I welcome the debate. The hon. Member for Surrey Heath rightly said that the clause is a result of a Government amendment in another place. It makes it an offence for an occupier of premises to permit the unlicensed clamping of vehicles on premises where such activities require a licence. Clause 3 makes it an offence to clamp vehicles, without having a licence, for the purposes of one's business or employment, or for any other reason that has a view to the motorist being charged a release fee. We do not consider it appropriate to go further than that and require a landowner to obtain a licence from the authority for the purpose of using a licensed wheelclamper under a contract for services. That would be duplicating bureaucratic controls, without any real gain for the public.
However, we do accept the need for the Bill to deter unscrupulous landowners who would be tempted tacitly to allow unlicensed wheelclampers to operate on their property. Such a temptation would be particularly strong for the owners of prime sites where the lack of clear warning signs would be likely to lead to a rich harvest of release fees from unwary motorists. The clause closes off that potential loophole, and the reason for that was described by my hon. Friend the Member for Doncaster, Central. As well as her general campaigning efforts in respect of wheelclampers, she was studious in pressing that particular point with the support of the RAC and other organisations.

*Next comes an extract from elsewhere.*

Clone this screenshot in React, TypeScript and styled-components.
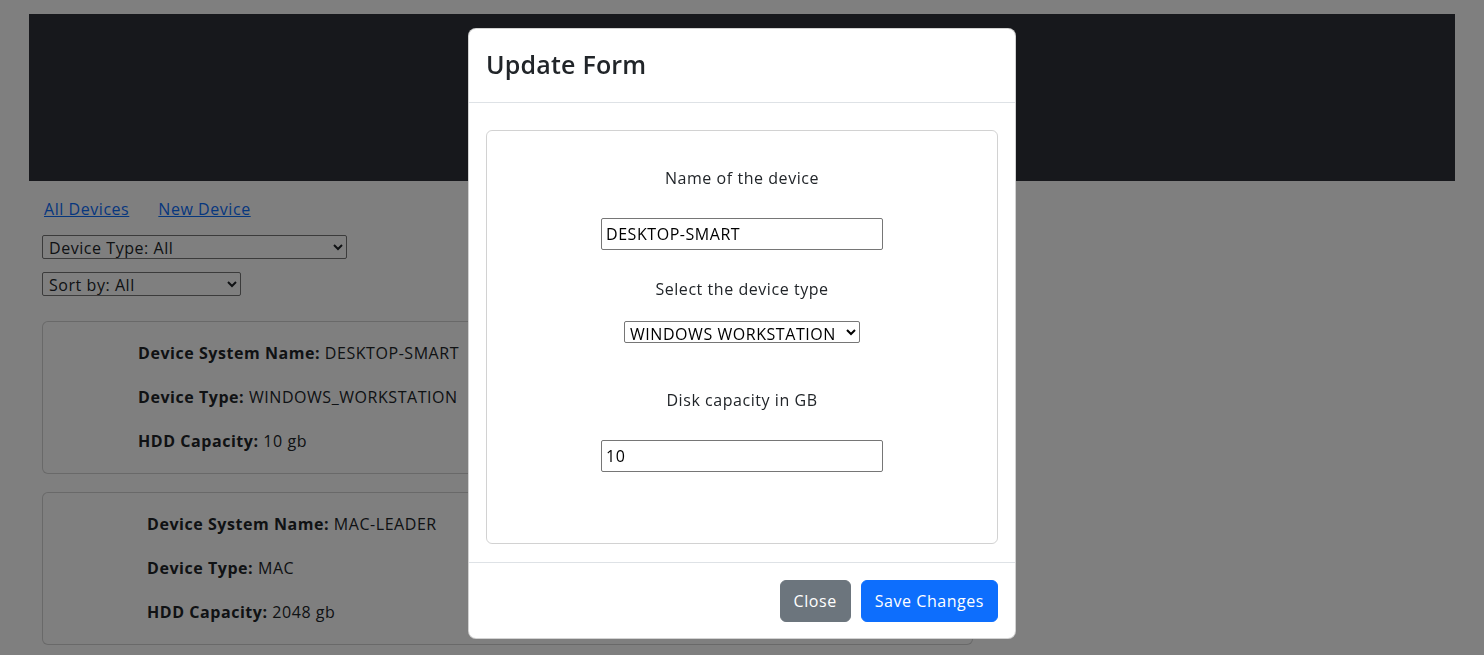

With regard to the offence under clause 5, there are three lines of defence. First, the accused may show that he neither knew, nor had reasonable grounds to suspect, that the operative was not the holder of a licence. Secondly, he may show that he took all reasonable steps to ensure that the operative would not engage in activities for which he did not hold a licence. Finally, he may show that the security services provided were supplied by a person exempted from the need for a licence under the provisions of clause 4.
As far as penalties are concerned, I can do no more than repeat what I said during discussion on clause 3. There is no new argument. It is a question of judgment, as I acknowledged, and the judgment that we have made is set out in the Bill. I urge the Committee to agree that clause 6 stand part of the Bill.
Question put and agreed to.
Clause 6 ordered to stand part of the Bill.
Further consideration adjourned.—[Mr. Mike Hall.]
Adjourned accordingly at three minutes to Seven o'clock till Thursday 26 April at five minutes to Ten o'clock.